BRUXELLES - Altra indagine, altra corsa. Ma questa volta Google viene colpita nel suo business più importante: la pubblicità online. Già sanzionato tre volte a causa di comportamenti anti-concorrenziali in diversi campi, il gigante dei motori di ricerca è di nuovo sotto la lente della Commissione europea, preoccupata che l'azienda abbia "reso le cose più difficili per i rivali" sui servizi pubblicitari 'display' (come banner e video) estromettendoli in una certa misura da un mercato che nel 2019 in Europa valeva 20 miliardi di euro ed è tra l'altro in grande fermento anche per gli editori che spesso usano le inserzioni per monetizzare i propri contenuti.
A fare drizzare le antenne dell'Antitrust Ue, aprendo la strada all'indagine formale più ampia mai avviata sul tema, sono state soprattutto le pratiche nella controllata YouTube, dove gli inserzionisti possono acquistare gli annunci display utilizzando in larga parte servizi forniti da Menlo Park. Che spesso e volentieri fa anche da intermediario nel mercato. "Google è presente a quasi tutti i livelli dell'offerta della catena", ha precisato la vicepresidente Ue Margrethe Vestager premurandosi di ricordare che "la concorrenza leale è importante sia per gli inserzionisti che per gli editori" che cercano di raggiungere il loro pubblico su internet e sono sempre più impegnati nella vendita a loro volta di spazi pubblicitari. Ma in fatto di parità di condizioni i numeri parlano chiaro: Google nel 2020 ha fatto registrare entrate a livello globale pari a circa 147 miliardi di dollari (circa 124 miliardi di euro) grazie ai suoi strumenti pubblicitari come AdX, una delle principali piattaforme per le aste, e DoubleClick for Publishers, uno dei maggiori sistemi di vendita di inserzioni.
Uno strapotere di mercato che, visto dall'alto, rende la piazza di Big G la più grande per chiudere accordi. Ma che, secondo Menlo Park, non arreca danni alla concorrenza, quanto piuttosto "benefici". Anche perché - si è difesa la società - "migliaia di aziende europee utilizzano i nostri prodotti pubblicitari" perché li ritengono "competitivi ed efficaci". Bruxelles comunque si riserva il diritto di esaminare anche l'accesso ai dati degli annunci pubblicitari da parte di terzi e il tracciamento degli utenti per assicurarsi che la privacy non sia lesa.

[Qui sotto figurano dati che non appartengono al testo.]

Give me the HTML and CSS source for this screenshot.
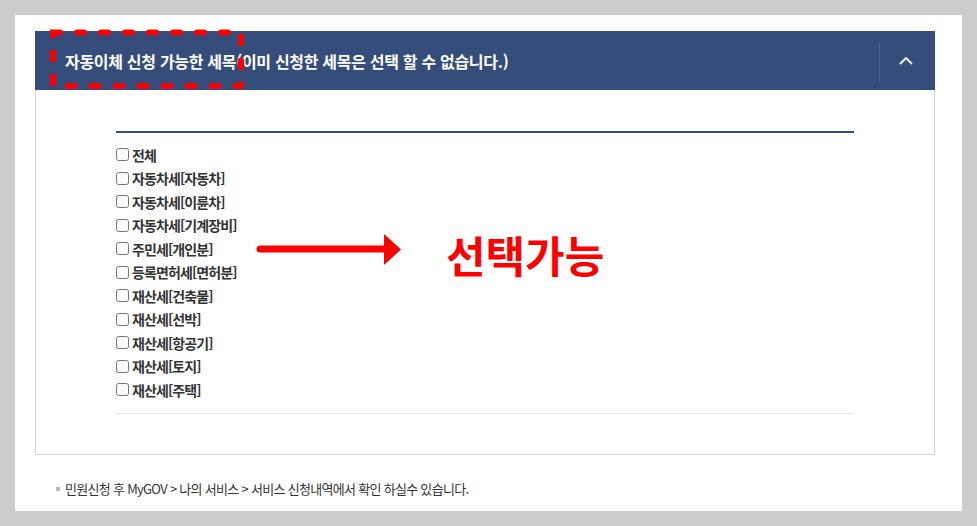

Nel frattempo la società ha deciso di posticipare la rimozione dei cookie alla fine del 2023, con due anni di ritardo rispetto alla tabella di marcia iniziale che indicava l'inizio del 2022. La tecnologia è da anni utilizzata dal settore pubblicitario per monitorare le abitudini di navigazione sul web e mandare annunci mirati agli utenti. A monte della decisione, ha spiegato il gigante dei motori di ricerca, c'è la volontà di studiare nuove tecnologie che mettano d'accordo sia i pubblicitari sia gli editori.
Google, fresca di una stangata da 220 milioni in Francia per aver abusato della posizione dominante proprio nella pubblicità online, ha comunque riferito di voler "continuare a confrontarsi in modo costruttivo" con la Commissione "per rispondere alle richieste di chiarimento". Nella speranza di scongiurare un'altra multa.